WCS Commodity Trading Education



Commodity Trading Education for intermediaries in the secondary market

Commodity ETFs

When you think about commodity investing, you become afraid of trading commodity futures. But how about commodity mutual funds and commodity ETFs. Now for people who have never invested before, commodity mutual funds are the safest bet as they are the least risky. But if you want to make high returns than you should be ready to take on more risk!

First why invest in commodities? Did you come across this breaking news that gold explodes to new all time record high. Gold stocks are up by 8% despite a bear market. Do you know that gold prices have been on the rise for the last one decade and have now crossed the $1000 per ounce barrier. Similarly, crude oil prices are also expected to jump up to $200 per barrel as the global economy recovers from the recession.

What we are witnessing is the start of a secular bull market in commodities. Some say it had already started a few years back. Well, in any case this secular bull market is supposed to last for a few decades. The best way to profit from commodities is to invest in a good commodity ETF.

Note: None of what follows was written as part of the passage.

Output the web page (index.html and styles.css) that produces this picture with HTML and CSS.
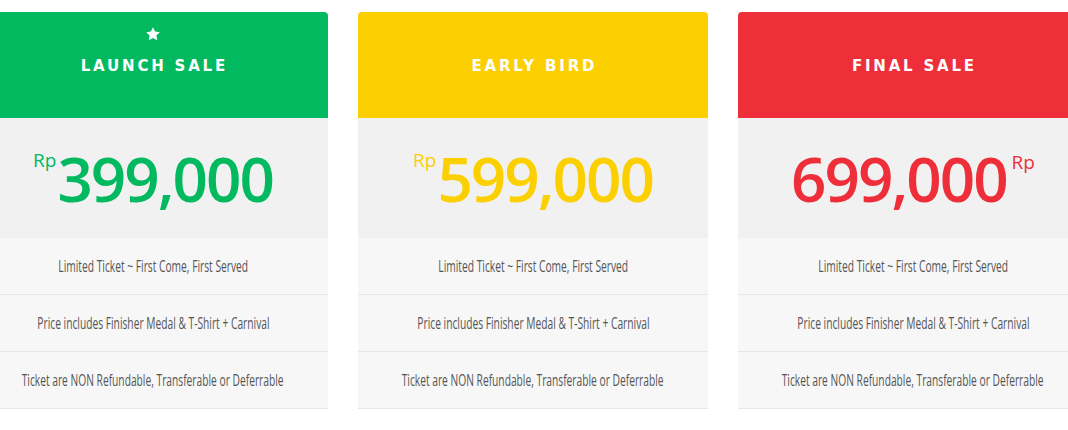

Now, ETFs gives you the benefit of diversification just like a mutual fund but they have lower fees something like 0.7% as compared to 2-4% of the mutual funds. Another additional benefit is that ETF shares can be traded just like stocks. You can go both long or short on the shares of ETF anytime you want unlike mutual fund shares that can only be traded after hours.

So ETFs provide you with the benefit of both diversification as well as liquidity. Commodity ETFs invest in a basket of commodities through the derivative securities based on commodities. Take the example of commodity ETF launched by Deutsche Bank in 2006. Now this commodity ETF mimics a commodity index based on a basket of six commodities: light sweet crude oil, heating oil, gold, aluminum, corn and wheat.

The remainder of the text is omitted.